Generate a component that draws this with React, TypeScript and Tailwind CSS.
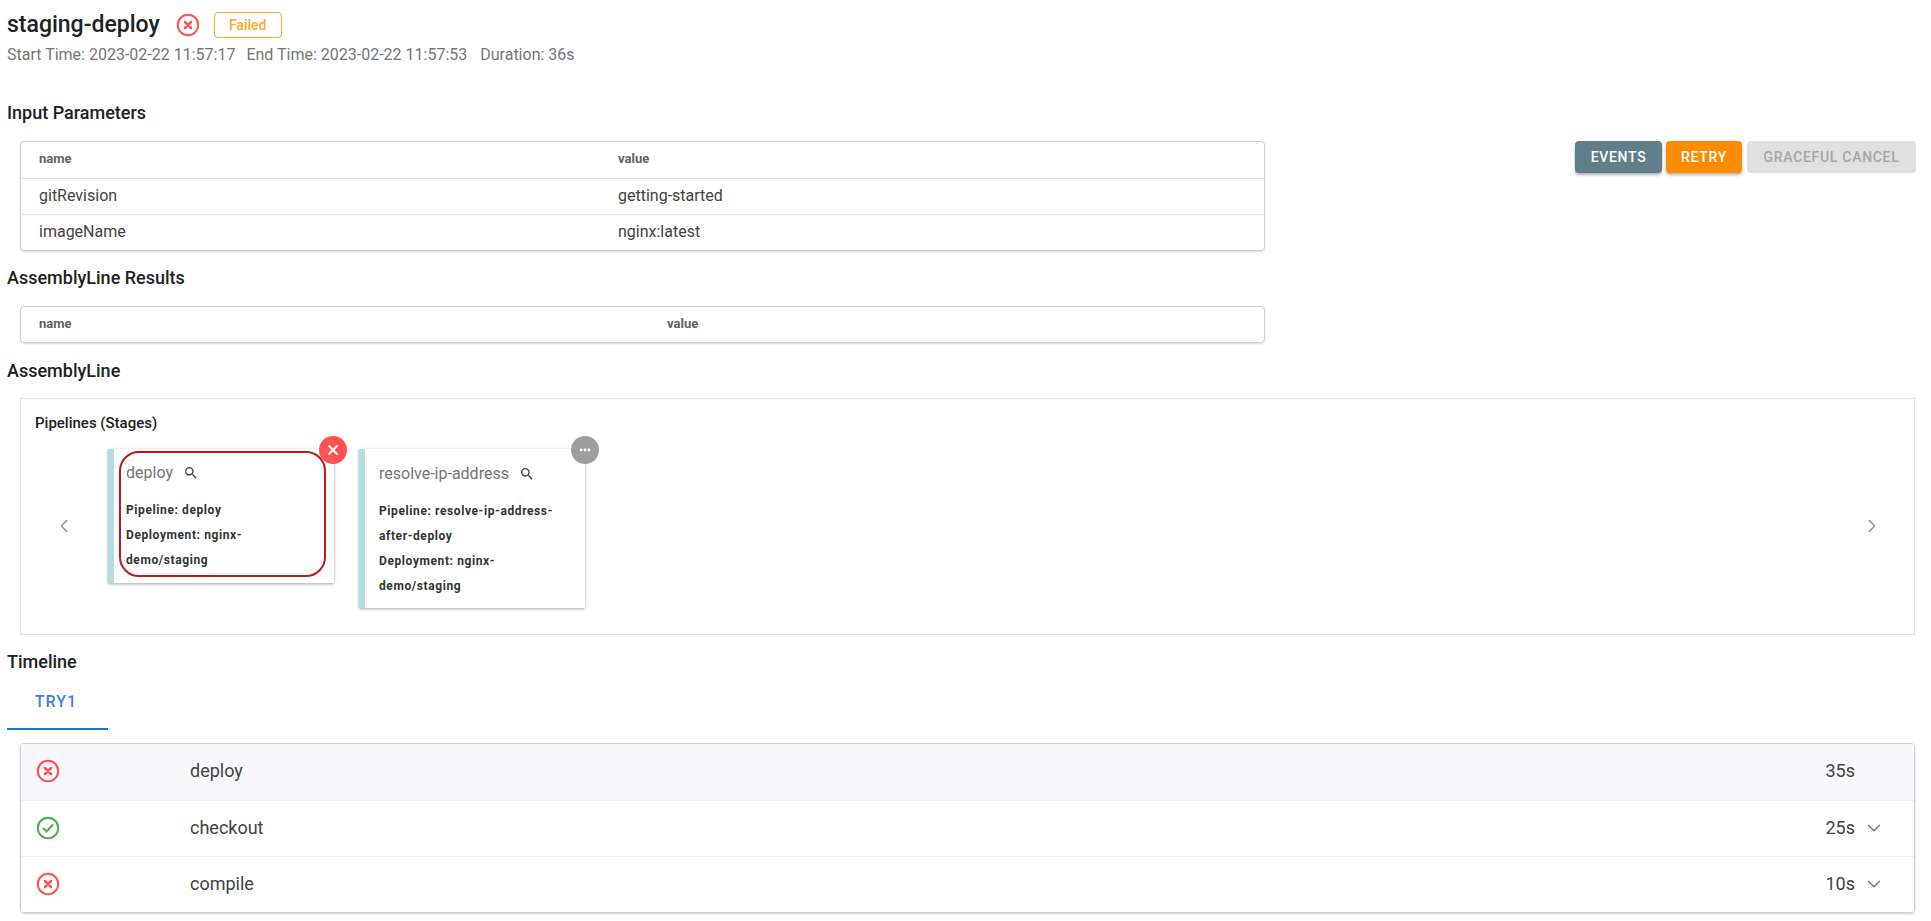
import React from 'react';
import { ChevronDown, ChevronLeft, ChevronRight, X } from 'lucide-react';

const FailIcon: React.FC<{ size?: number }> = ({ size = 24 }) => (
  <svg width={size} height={size} viewBox="0 0 24 24" fill="none" stroke="#ff5252" strokeWidth="2" strokeLinecap="round">
    <circle cx="12" cy="12" r="10.2" />
    <path strokeWidth="2.5" d="M9 9l6 6M15 9l-6 6" />
  </svg>
);

const PassIcon: React.FC = () => (
  <svg width="24" height="24" viewBox="0 0 24 24" fill="none" stroke="#4caf50" strokeWidth="2" strokeLinecap="round">
    <circle cx="12" cy="12" r="10.2" />
    <path d="M7.5 12.5l3 3 6-6.5" />
  </svg>
);

const SearchIcon: React.FC = () => (
  <svg width="16" height="16" viewBox="0 0 24 24" fill="#424242">
    <path d="M15.5 14h-.79l-.28-.27A6.471 6.471 0 0 0 16 9.5 6.5 6.5 0 1 0 9.5 16c1.61 0 3.09-.59 4.23-1.57l.27.28v.79l5 4.99L20.49 19l-4.99-5zm-6 0C7.01 14 5 11.99 5 9.5S7.01 5 9.5 5 14 7.01 14 9.5 11.99 14 9.5 14z" />
  </svg>
);

const Heading: React.FC<{ children: React.ReactNode; className?: string }> = ({ children, className }) => (
  <h2 className={`text-lg font-medium leading-6 text-[#212121] ${className ?? ''}`}>{children}</h2>
);

const params = [
  { name: 'gitRevision', value: 'getting-started' },
  { name: 'imageName', value: 'nginx:latest' },
];

const steps = [
  { name: 'deploy', time: '35s', ok: false, expand: false, active: true },
  { name: 'checkout', time: '25s', ok: true, expand: true, active: false },
  { name: 'compile', time: '10s', ok: false, expand: true, active: false },
];

const StageCard: React.FC<{ name: string; badge: 'fail' | 'pending'; outlined?: boolean; lines: string[] }> = ({ name, badge, outlined, lines }) => (
  <div className={`relative w-[226px] border-l-[6px] border-[#b2dfdb] bg-white shadow-[0_1px_3px_rgba(0,0,0,0.35)] ${outlined ? 'h-[134px]' : 'h-[159px]'}`}>
    {badge === 'fail' ? (
      <div className="absolute -top-[13px] -right-[13px] flex h-7 w-7 items-center justify-center rounded-full bg-[#ff5252]">
        <X size={16} strokeWidth={3} className="text-white" />
      </div>
    ) : (
      <div className="absolute -top-[13px] -right-[14px] flex h-7 w-7 items-center justify-center rounded-full bg-[#9e9e9e] text-white">
        <svg width="14" height="14" viewBox="0 0 14 14" fill="currentColor">
          <circle cx="3" cy="7" r="1.4" />
          <circle cx="7" cy="7" r="1.4" />
          <circle cx="11" cy="7" r="1.4" />
        </svg>
      </div>
    )}
    <div className={`${outlined ? 'mt-[2px] ml-[5px] h-[126px] w-[207px] rounded-[20px] border-2 border-[#b71c1c] pl-[5px] pt-[5px]' : 'pl-[14px] pt-[10px]'}`}>
      <div className="flex h-[30px] items-center gap-[10px] text-base text-[#757575]">
        <span>{name}</span>
        <SearchIcon />
      </div>
      <div className="mt-[10px] whitespace-nowrap text-xs font-bold leading-[25px] tracking-[0.6px] text-[#333]">
        {lines.map((line) => (
          <div key={line}>{line}</div>
        ))}
      </div>
    </div>
  </div>
);

const App: React.FC = () => {
  return (
    <div className="h-[921px] overflow-hidden bg-white pl-[7px] pr-[15px] pt-[11px] font-['Roboto',sans-serif]">
      {/* Header */}
      <div className="flex items-center">
        <h1 className="text-[23px] font-medium leading-7 text-[#212121]">staging-deploy</h1>
        <div className="ml-4"><FailIcon /></div>
        <span className="ml-[14px] flex h-[26px] w-[68px] items-center justify-center rounded border border-[#ffa726] text-sm font-medium text-[#ffa726]">Failed</span>
      </div>
      <div className="mt-[6px] flex gap-[11px] text-base leading-5 text-[#757575]">
        <span>Start Time: 2023-02-22 11:57:17</span>
        <span>End Time: 2023-02-22 11:57:53</span>
        <span className="ml-[2px]">Duration: 36s</span>
      </div>

      <Heading className="mt-[36px]">Input Parameters</Heading>

      {/* Input parameters + actions */}
      <div className="mt-[16px] flex items-start justify-between pl-[13px]">
        <div className="w-[1245px] rounded border border-[#cfcfcf] text-base text-[#424242] shadow-[0_1px_2px_rgba(0,0,0,0.15)]">
          <div className="flex h-9 items-center pb-[2px] text-[13px] font-bold text-[#616161]">
            <span className="w-[597px] pl-[18px]">name</span>
            <span>value</span>
          </div>
          {params.map((p) => (
            <div key={p.name} className="flex h-9 items-center border-t border-[#e0e0e0] pb-[2px]">
              <span className="w-[597px] pl-[18px]">{p.name}</span>
              <span>{p.value}</span>
            </div>
          ))}
        </div>
        <div className="flex text-sm font-medium tracking-[0.7px]">
          <button className="h-8 w-[87px] rounded bg-[#607d8b] text-white shadow-[0_2px_3px_rgba(0,0,0,0.3)]">EVENTS</button>
          <button className="ml-1 h-8 w-[76px] rounded bg-[#fb8c00] text-white shadow-[0_2px_3px_rgba(0,0,0,0.3)]">RETRY</button>
          <button className="ml-[5px] h-8 w-[169px] rounded bg-[#e0e0e0] text-[#a6a6a6]">GRACEFUL CANCEL</button>
        </div>
      </div>

      <Heading className="mt-[15px]">AssemblyLine Results</Heading>
      <div className="mt-[16px] ml-[13px] flex h-[37px] w-[1245px] items-center rounded border border-[#cfcfcf] pb-[2px] text-[13px] font-bold text-[#616161] shadow-[0_1px_2px_rgba(0,0,0,0.15)]">
        <span className="w-[646px] pl-[18px]">name</span>
        <span>value</span>
      </div>

      <Heading className="mt-[16px]">AssemblyLine</Heading>

      {/* Pipelines */}
      <div className="mt-[15px] ml-[13px] h-[237px] w-[1895px] border border-[#e0e0e0] px-[14px] pt-[14px]">
        <div className="text-[15px] font-medium leading-5 text-[#212121]">Pipelines (Stages)</div>
        <div className="mt-[16px] flex items-start">
          <div className="flex h-[153px] w-[73px] items-center pl-[18px]">
            <ChevronLeft size={22} strokeWidth={1.5} className="text-[#8a8a8a]" />
          </div>
          <div className="flex flex-1 items-start gap-[25px]">
            <StageCard name="deploy" badge="fail" outlined lines={['Pipeline: deploy', 'Deployment: nginx-', 'demo/staging']} />
            <StageCard name="resolve-ip-address" badge="pending" lines={['Pipeline: resolve-ip-address-', 'after-deploy', 'Deployment: nginx-', 'demo/staging']} />
          </div>
          <div className="flex h-[153px] items-center pr-[17px]">
            <ChevronRight size={22} strokeWidth={1.5} className="text-[#8a8a8a]" />
          </div>
        </div>
      </div>

      <Heading className="mt-[15px]">Timeline</Heading>

      {/* Tabs */}
      <div className="mt-[11px] flex h-[45px] w-[101px] items-center justify-center border-b-2 border-[#1976d2] text-base font-medium tracking-[1px] text-[#3f80d8]">
        <span className="-ml-[3px] -mt-[9px]">TRY1</span>
      </div>

      {/* Timeline rows */}
      <div className="mt-[13px] ml-[13px] w-[1895px] overflow-hidden rounded border border-[#d0d0d0] text-lg text-[#424242] shadow-[0_1px_2px_rgba(0,0,0,0.2)]">
        {steps.map((s, i) => (
          <div key={s.name} className={`flex h-[56px] items-center pb-[2px] pl-[15px] ${i > 0 ? 'border-t border-[#eeeeee]' : ''} ${s.active ? 'bg-[#f9f9fd]' : 'bg-white'}`}>
            <div className="w-[154px]">{s.ok ? <PassIcon /> : <FailIcon />}</div>
            <span className="flex-1">{s.name}</span>
            <span className="w-[30px] text-right">{s.time}</span>
            <div className="ml-[7px] mr-[28px] flex w-6 justify-center">
              {s.expand && <ChevronDown size={22} strokeWidth={1.5} className="text-[#757575]" />}
            </div>
          </div>
        ))}
      </div>
    </div>
  );
};

export default App;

• • • •

## The problem
Restate the material word for word from its first line through the line containing "ChevronLeft, ChevronRight, X", both included; the pictures do not belong in it.

## Reply to the task
Generate a component that draws this with React, TypeScript and Tailwind CSS.
import React from 'react';
import { ChevronDown, ChevronLeft, ChevronRight, X } from 'lucide-react';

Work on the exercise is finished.